To do:
Retype the opening lines of the listing below, ending with the line that contains "h-[34px] items-center justify-center", and leave out any pictures.

Dataset excerpts:
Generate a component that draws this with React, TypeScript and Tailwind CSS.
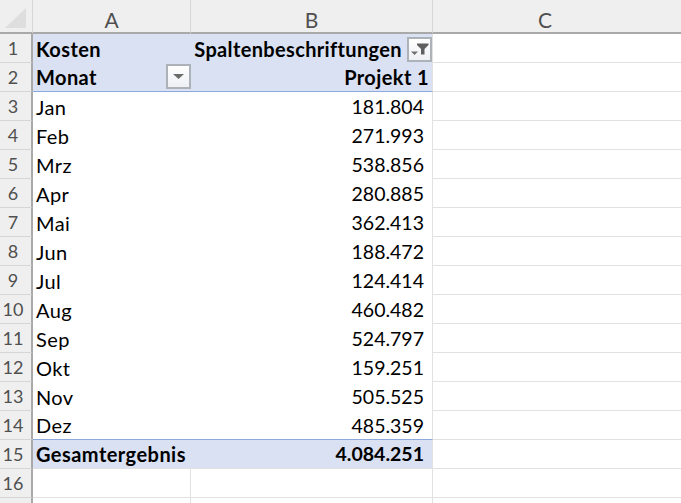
const months: [string, string][] = [
  ["Jan", "181.804"],
  ["Feb", "271.993"],
  ["Mrz", "538.856"],
  ["Apr", "280.885"],
  ["Mai", "362.413"],
  ["Jun", "188.472"],
  ["Jul", "124.414"],
  ["Aug", "460.482"],
  ["Sep", "524.797"],
  ["Okt", "159.251"],
  ["Nov", "505.525"],
  ["Dez", "485.359"],
];

function RowHead({ n }: { n: number }) {
  return (
    <div className="flex h-[29px] items-center justify-center border-r-2 border-b border-r-[#a9a9a9] border-b-[#d6d6d6] bg-[#efefef] pt-[1px] pr-[5px] text-[18px] text-[#505050]">
      {n}
    </div>
  );
}

function Gap() {
  return <div className="h-[29px] border-b border-[#e1e1e1]" />;
}

function FilterButton({ children, className }: { children: React.ReactNode; className: string }) {
  return (
    <div className={`flex h-[25px] w-[25px] shrink-0 items-center justify-center border-2 border-[#adb1b8] bg-gradient-to-b from-white to-[#eef0f4] tracking-normal ${className}`}>
      {children}
    </div>
  );
}

const colHead =
  "flex h-[34px] items-center justify-center border-b-2 border-b-[#a9a9a9] bg-[#efefef] pt-[7px] text-[21px] text-[#505050]";

export default function App() {
  return (
    <div
      className="h-[503px] w-[681px] overflow-hidden bg-white text-[19.5px] text-black"
      style={{ fontFamily: '"Lato", "Noto Sans", sans-serif' }}
    >
      <div className="grid grid-cols-[33px_158px_242px_248px]">
        {/* column headers */}
        <div className="flex h-[34px] items-end justify-center border-r border-b-2 border-r-[#d6d6d6] border-b-[#a9a9a9] bg-[#efefef] pb-[4px]">
          <svg width="21" height="20" viewBox="0 0 21 20" className="mr-[1px]">
            <path d="M21 0V20H0Z" fill="#dedede" />
          </svg>
        </div>
        <div className={`${colHead} border-r border-r-[#d6d6d6]`}>A</div>
        <div className={`${colHead} border-r border-r-[#d6d6d6]`}>B</div>
        <div className={`${colHead} pr-[24px]`}>C</div>

        {/* row 1 */}
        <RowHead n={1} />
        <div className="flex h-[29px] items-center bg-[#d9e1f2] pl-[3px] text-[20px] font-bold tracking-[0.4px]">
          Kosten
        </div>
        <div className="flex h-[29px] items-center justify-end gap-[5px] border-r border-[#e1e1e1] bg-[#d9e1f2] text-[20px] font-bold tracking-[0.35px]">
          <span>Spaltenbeschriftungen</span>
          <FilterButton className="mt-[1px]">
            <svg width="18" height="12" viewBox="0 0 18 12">
              <path d="M6 0.5H17.5V2L13.5 6V11.5L10 11.5V6L6 2Z" fill="#5f5f5f" />
              <path d="M0 8.5H7L3.5 12Z" fill="#6f6f6f" />
            </svg>
          </FilterButton>
        </div>
        <Gap />

        {/* row 2 */}
        <RowHead n={2} />
        <div className="flex h-[29px] items-center justify-between border-b border-[#8ea9db] bg-[#d9e1f2] pr-[0px] pl-[3px] text-[20px] font-bold tracking-[0.4px]">
          <span>Monat</span>
          <FilterButton className="mt-[-2px]">
            <svg width="11" height="5" viewBox="0 0 11 5">
              <path d="M0 0H11L5.5 5Z" fill="#6b6b6b" />
            </svg>
          </FilterButton>
        </div>
        <div className="flex h-[29px] items-center justify-end border-r border-b border-r-[#e1e1e1] border-b-[#8ea9db] bg-[#d9e1f2] pr-[3px] text-[20px] font-bold tracking-[0.4px]">
          Projekt 1
        </div>
        <Gap />

        {/* data rows */}
        {months.map(([m, v], i) => (
          <div key={m} className="contents">
            <RowHead n={i + 3} />
            <div
              className={`flex h-[29px] items-center pl-[3px] text-[20px] tracking-[0.4px] ${i === 11 ? "border-b border-[#8ea9db]" : ""}`}
            >
              {m}
            </div>
            <div
              className={`flex h-[29px] items-center justify-end border-r border-r-[#e1e1e1] pt-[1px] pr-[8px] ${i === 11 ? "border-b border-b-[#8ea9db]" : ""}`}
            >
              {v}
            </div>
            <Gap />
          </div>
        ))}

        {/* total */}
        <RowHead n={15} />
        <div className="flex h-[29px] items-center border-b border-[#e1e1e1] bg-[#d9e1f2] pl-[3px] text-[20px] font-bold tracking-[0.45px]">
          Gesamtergebnis
        </div>
        <div className="flex h-[29px] items-center justify-end border-r border-b border-[#e1e1e1] bg-[#d9e1f2] pr-[8px] text-[19.5px] font-bold">
          4.084.251
        </div>
        <Gap />

        {/* row 16 */}
        <RowHead n={16} />
        <div className="h-[29px] border-r border-b border-[#e1e1e1]" />
        <div className="h-[29px] border-r border-b border-[#e1e1e1]" />
        <Gap />

        {/* row 17 */}
        <div className="h-[6px] border-r-2 border-r-[#a9a9a9] bg-[#efefef]" />
        <div className="h-[6px] border-r border-[#e1e1e1]" />
        <div className="h-[6px] border-r border-[#e1e1e1]" />
        <div className="h-[6px]" />
      </div>
    </div>
  );
}
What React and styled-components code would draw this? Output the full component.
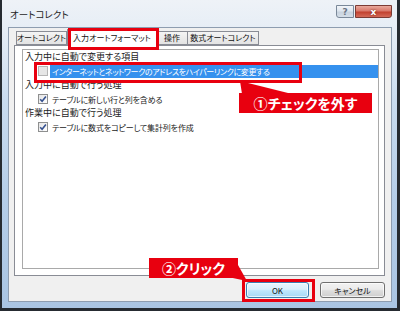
import React from 'react';
import styled, { createGlobalStyle } from 'styled-components';

const FONT = `"Noto Sans CJK JP", "Noto Sans", sans-serif`;

const Global = createGlobalStyle`
  html, body { margin: 0; padding: 0; background: #ffffff; }
  body { font-family: ${FONT}; }
  * { box-sizing: border-box; }
`;

const Window = styled.div`
  position: relative;
  width: 400px;
  height: 311px;
  border-style: solid;
  border-color: #262b31;
  border-width: 0 3px 3px 2px;
  padding: 0 5px 6px 6px;
  background: linear-gradient(#eef2f7 0px, #e7eef6 27px, #cadcef 100px, #b4cde8 200px, #aac5e3 100%);
  display: flex;
  flex-direction: column;
  font-family: ${FONT};
  font-feature-settings: "palt";
  color: #1a1a1a;
`;

const TitleBar = styled.div`
  height: 27px;
  display: flex;
  align-items: flex-start;
`;

const Title = styled.div`
  font-size: 9.5px;
  line-height: 12px;
  margin-top: 8px;
  padding-left: 2px;
  color: #1e1e1e;
`;

const CaptionButtons = styled.div`
  margin-left: auto;
  margin-top: 5px;
  display: flex;
  gap: 1px;
`;

const CaptionButton = styled.div`
  height: 13px;
  width: ${p => p.$w}px;
  display: flex;
  align-items: center;
  justify-content: center;
  font-family: "DejaVu Sans", sans-serif;
  font-weight: bold;
  font-size: 9px;
  border: 1px solid ${p => (p.$close ? '#7b3a33' : '#7a8899')};
  border-radius: ${p => (p.$close ? '0 0 3px 0' : '0 0 0 3px')};
  color: ${p => (p.$close ? '#ffffff' : '#6a7584')};
  background: ${p =>
    p.$close
      ? 'linear-gradient(#e9a99c 0%, #d9786a 45%, #c2412f 55%, #d46a58 100%)'
      : 'linear-gradient(#f2f5f9 0%, #dde5ee 45%, #c8d3df 55%, #d5dee8 100%)'};
  text-shadow: ${p => (p.$close ? '0 0 2px #5a1a12' : 'none')};
`;

const Client = styled.div`
  flex: 1;
  border: 1px solid #8e9db0;
  background: #f0f0f0;
  padding: 3px 6px 0 5px;
  display: flex;
  flex-direction: column;
`;

const TabStrip = styled.div`
  height: 14px;
  display: flex;
  align-items: flex-end;
  padding-left: 2px;
  position: relative;
  z-index: 1;
`;

const Tab = styled.div`
  width: ${p => p.$w}px;
  height: ${p => (p.$active ? 17 : 14)}px;
  margin-bottom: ${p => (p.$active ? -1 : 0)}px;
  border: 1px solid #898c95;
  border-bottom: ${p => (p.$active ? 'none' : '1px solid #898c95')};
  border-left-width: ${p => (p.$first || p.$active ? 1 : 0)}px;
  background: ${p => (p.$active ? '#ffffff' : 'linear-gradient(#f4f4f4, #e3e3e3)')};
  font-size: 8px;
  line-height: 12px;
  display: flex;
  align-items: ${p => (p.$active ? 'flex-start' : 'center')};
  padding-top: ${p => (p.$active ? 2 : 0)}px;
  justify-content: center;
  white-space: nowrap;
  color: #111;
`;

const TabPage = styled.div`
  height: 231px;
  border: 1px solid #898c95;
  background: #ffffff;
  padding: 3px 5px 6px 7px;
  display: flex;
`;

const Panel = styled.div`
  flex: 1;
  border: 1px solid #a9a9a9;
  background: #ffffff;
  display: flex;
  flex-direction: column;
`;

const Heading = styled.div`
  height: 14px;
  line-height: 14px;
  font-size: 9px;
  padding-left: 2px;
  white-space: nowrap;
  color: #1a1a1a;
`;

const Row = styled.div`
  height: 14px;
  display: flex;
  align-items: center;
  padding-left: 15px;
`;

const Box = styled.div`
  width: 10px;
  height: 10px;
  border: 1px solid ${p => (p.$dim ? '#b5b5b5' : '#8e8f8f')};
  background: ${p => (p.$dim ? '#e6e6e6' : 'linear-gradient(135deg, #e4e4e4, #ffffff)')};
  display: flex;
  align-items: center;
  justify-content: center;
  flex: none;
`;

const Label = styled.div`
  flex: 1;
  height: 13px;
  margin-left: 2px;
  padding-left: 2px;
  font-size: 8px;
  letter-spacing: ${p => (p.$selected ? -0.4 : -0.15)}px;
  line-height: 13px;
  white-space: nowrap;
  background: ${p => (p.$selected ? '#3591ee' : 'transparent')};
  color: ${p => (p.$selected ? '#ffffff' : '#1a1a1a')};
`;

const ButtonRow = styled.div`
  display: flex;
  justify-content: flex-end;
  gap: 11px;
  padding-top: 6px;
`;

const Button = styled.div`
  width: ${p => p.$w}px;
  height: 16px;
  border: 1px solid ${p => (p.$default ? '#3c7fb1' : '#707070')};
  border-radius: 3px;
  display: flex;
  align-items: center;
  justify-content: center;
  font-size: 8px;
  color: #111;
  background: ${p =>
    p.$default
      ? 'linear-gradient(#eaf6fd 0%, #d9f0fc 45%, #bee6fd 55%, #a7d9f5 100%)'
      : 'linear-gradient(#f2f2f2 0%, #ebebeb 45%, #dddddd 55%, #cfcfcf 100%)'};
  box-shadow: inset 0 0 0 1px rgba(255, 255, 255, 0.7);
`;

const Mark = styled.div`
  position: absolute;
  left: ${p => p.$x}px;
  top: ${p => p.$y}px;
  width: ${p => p.$w}px;
  height: ${p => p.$h}px;
  border: 3px solid #e8000f;
  pointer-events: none;
  z-index: 5;
`;

const Callout = styled.div`
  position: absolute;
  left: ${p => p.$x}px;
  top: ${p => p.$y}px;
  width: ${p => p.$w}px;
  height: ${p => p.$h}px;
  background: #e8000f;
  color: #ffffff;
  font-weight: bold;
  font-size: 14px;
  line-height: ${p => p.$h}px;
  text-align: center;
  white-space: nowrap;
  z-index: 6;
`;

const Pointer = styled.svg`
  position: absolute;
  left: 0;
  top: 0;
  z-index: 6;
  pointer-events: none;
`;

const Check = () => (
  <svg width="8" height="8" viewBox="0 0 8 8">
    <path d="M1.2 4.2 L3.1 6.2 L6.9 1.4" fill="none" stroke="#35518f" strokeWidth="1.6" />
  </svg>
);

export default function App() {
  return (
    <>
      <Global />
      <Window>
        <TitleBar>
          <Title>オートコレクト</Title>
          <CaptionButtons>
            <CaptionButton $w={18}>?</CaptionButton>
            <CaptionButton $w={37} $close>x</CaptionButton>
          </CaptionButtons>
        </TitleBar>
        <Client>
          <TabStrip>
            <Tab $w={51} $first>オートコレクト</Tab>
            <Tab $w={90} $active>入力オートフォーマット</Tab>
            <Tab $w={31}>操作</Tab>
            <Tab $w={71}>数式オートコレクト</Tab>
          </TabStrip>
          <TabPage>
            <Panel>
              <Heading>入力中に自動で変更する項目</Heading>
              <Row>
                <Box $dim />
                <Label $selected>インターネットとネットワークのアドレスをハイパーリンクに変更する</Label>
              </Row>
              <Heading>入力中に自動で行う処理</Heading>
              <Row>
                <Box><Check /></Box>
                <Label>テーブルに新しい行と列を含める</Label>
              </Row>
              <Heading>作業中に自動で行う処理</Heading>
              <Row>
                <Box><Check /></Box>
                <Label>テーブルに数式をコピーして集計列を作成</Label>
              </Row>
            </Panel>
          </TabPage>
          <ButtonRow>
            <Button $w={63} $default>OK</Button>
            <Button $w={65}>キャンセル</Button>
          </ButtonRow>
        </Client>
        <Mark $x={66} $y={28} $w={91} $h={22} />
        <Mark $x={32} $y={62} $w={268} $h={21} />
        <Mark $x={240} $y={279} $w={73} $h={23} />
        <Pointer width="400" height="311" viewBox="0 0 400 311">
          <polygon points="238,81 240,94 290,94" fill="#e8000f" />
          <polygon points="226,277 236,265 245,281" fill="#e8000f" />
        </Pointer>
        <Callout $x={237} $y={93} $w={133} $h={20}>①チェックを外す</Callout>
        <Callout $x={147} $y={258} $w={89} $h={20}>②クリック</Callout>
      </Window>
    </>
  );
}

Completed exercise:
Generate a component that draws this with React, TypeScript and Tailwind CSS.
const months: [string, string][] = [
  ["Jan", "181.804"],
  ["Feb", "271.993"],
  ["Mrz", "538.856"],
  ["Apr", "280.885"],
  ["Mai", "362.413"],
  ["Jun", "188.472"],
  ["Jul", "124.414"],
  ["Aug", "460.482"],
  ["Sep", "524.797"],
  ["Okt", "159.251"],
  ["Nov", "505.525"],
  ["Dez", "485.359"],
];

function RowHead({ n }: { n: number }) {
  return (
    <div className="flex h-[29px] items-center justify-center border-r-2 border-b border-r-[#a9a9a9] border-b-[#d6d6d6] bg-[#efefef] pt-[1px] pr-[5px] text-[18px] text-[#505050]">
      {n}
    </div>
  );
}

function Gap() {
  return <div className="h-[29px] border-b border-[#e1e1e1]" />;
}

function FilterButton({ children, className }: { children: React.ReactNode; className: string }) {
  return (
    <div className={`flex h-[25px] w-[25px] shrink-0 items-center justify-center border-2 border-[#adb1b8] bg-gradient-to-b from-white to-[#eef0f4] tracking-normal ${className}`}>
      {children}
    </div>
  );
}

const colHead =
  "flex h-[34px] items-center justify-center border-b-2 border-b-[#a9a9a9] bg-[#efefef] pt-[7px] text-[21px] text-[#505050]";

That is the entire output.